Наследие манифестов: урок о слабом месте самодержавия
История пугачевских документов показывает важную особенность имперского порядка. Самодержавие держалось не только на армии, чиновниках и судах, но и на особом доверии к верховному слову. Это доверие помогало управлять огромной страной, где многие подданные редко видели центральную власть напрямую. Но та же особенность создавала уязвимость: если кто-то убедительно присваивал голос монарха, он мог временно обратить государственную символику против государства.
Пугачевские манифесты не были литературной случайностью восстания. Они стали его политическим нервом. Через них разные группы населения слышали обещание справедливости, отмены тягот, возвращения старых прав или наказания притеснителей. Их язык был старым, но действие — взрывным. Он не отменял царскую власть как идею, а показывал, что сама идея царской власти может быть использована против конкретного режима.
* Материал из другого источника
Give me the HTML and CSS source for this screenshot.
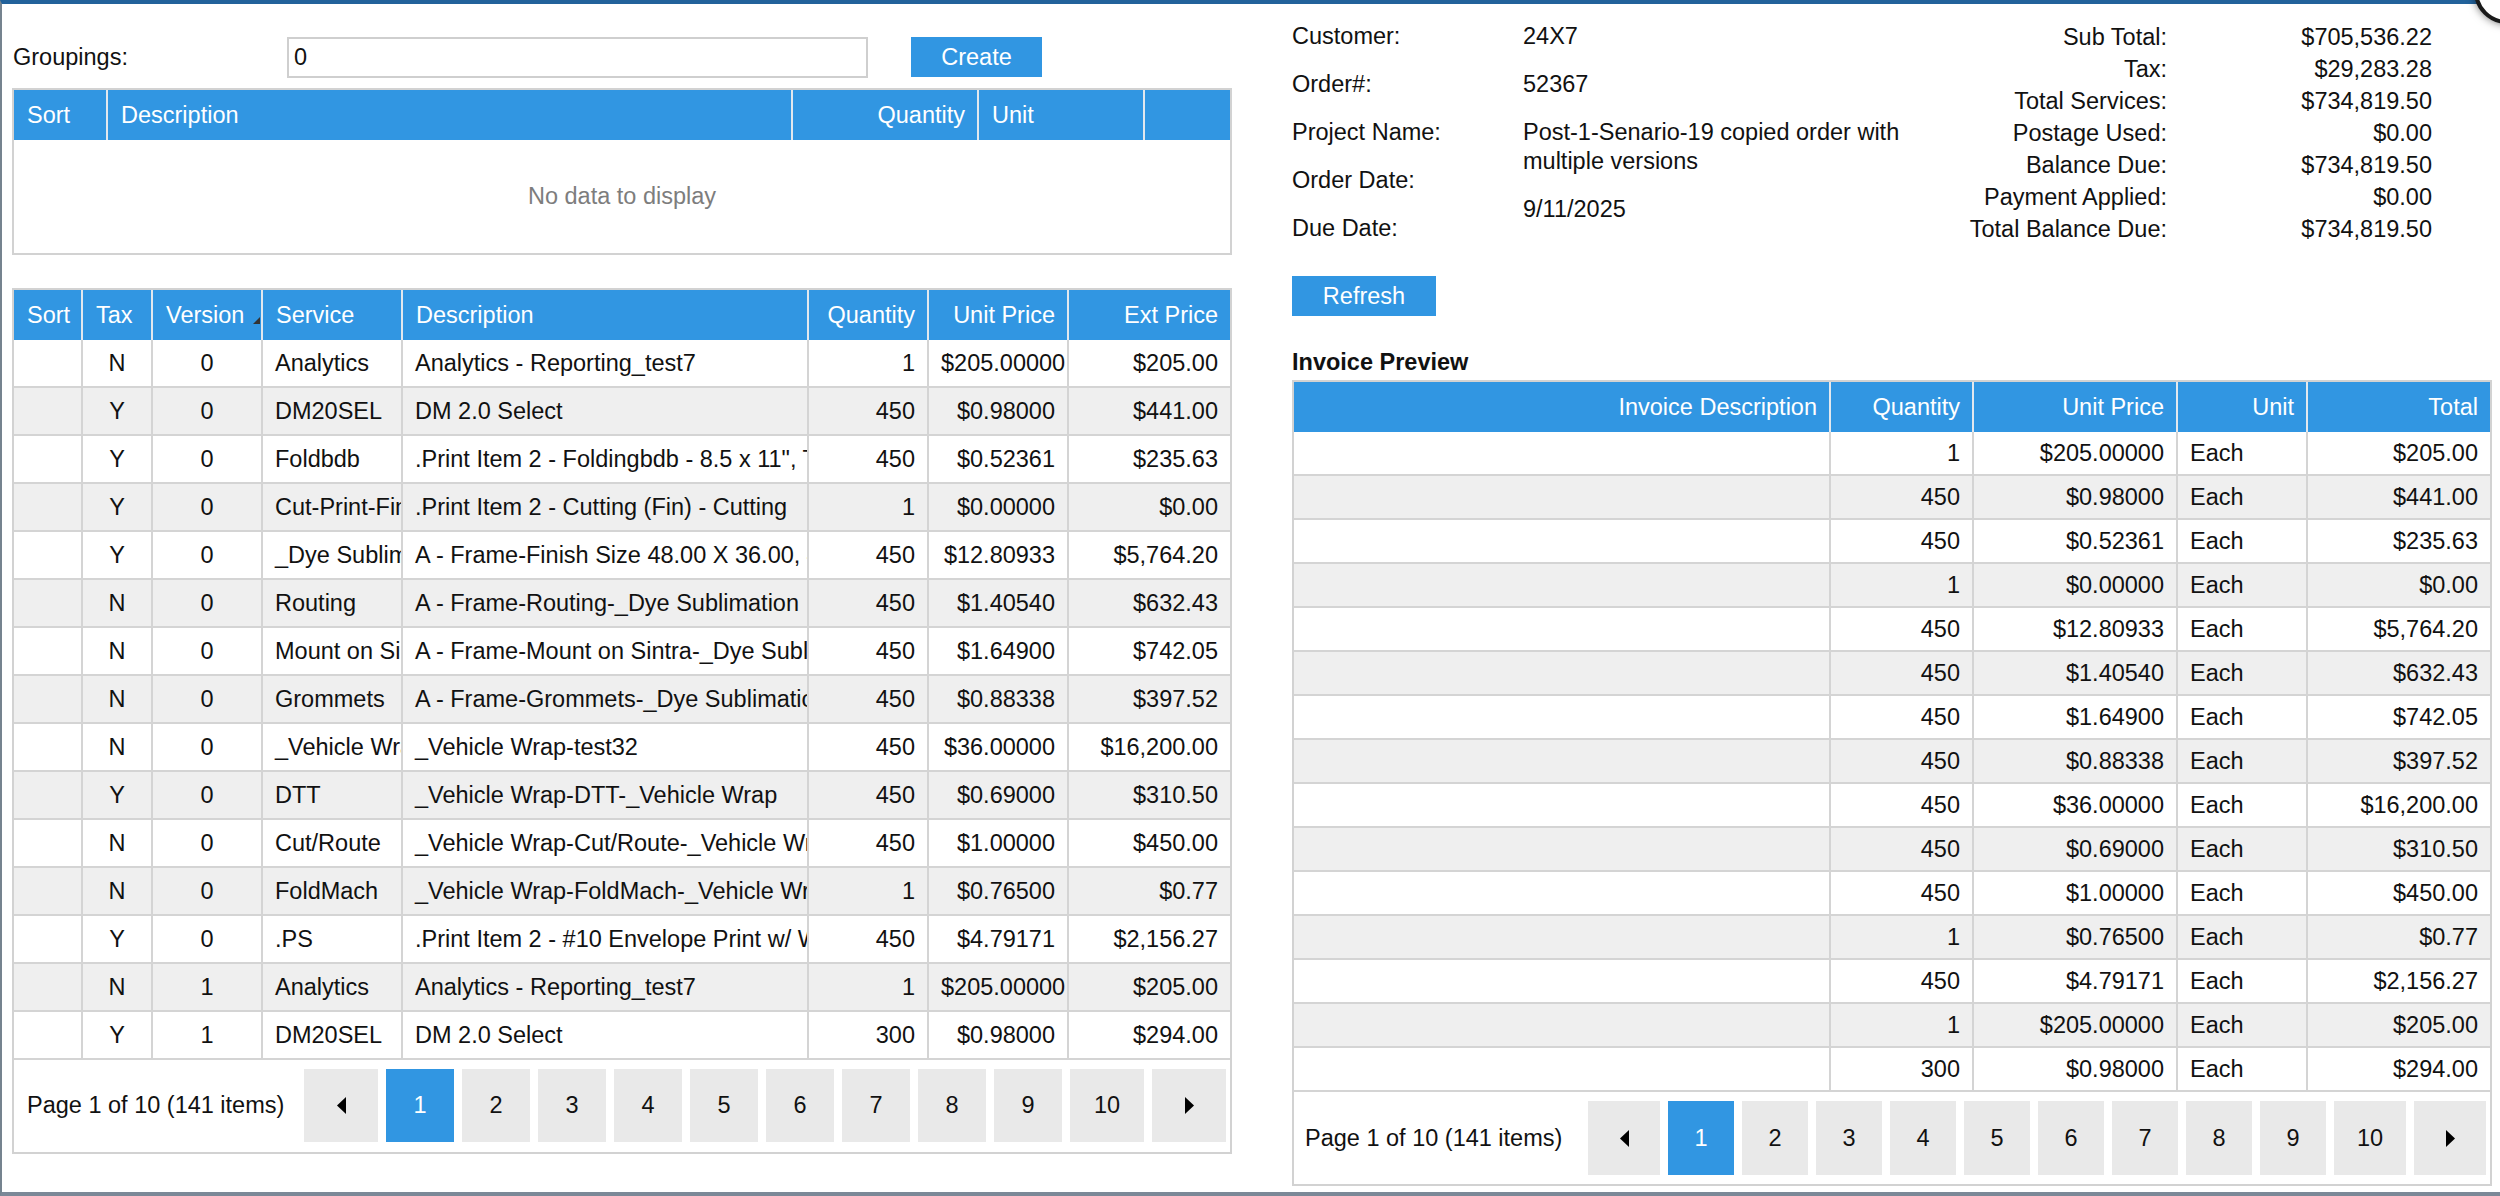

Поэтому значение этих текстов выходит за рамки истории одного бунта. Они помогают понять, как в традиционном обществе работает политическая коммуникация: не всегда через программы и партии, иногда через слух, грамоту, печать, имя и узнаваемую интонацию приказа. Там, где люди привыкли ждать справедливости сверху, особенно опасным становится тот, кто говорит сверху — пусть даже это «сверху» создано самозванством, страхом, надеждой и умелым владением языком власти.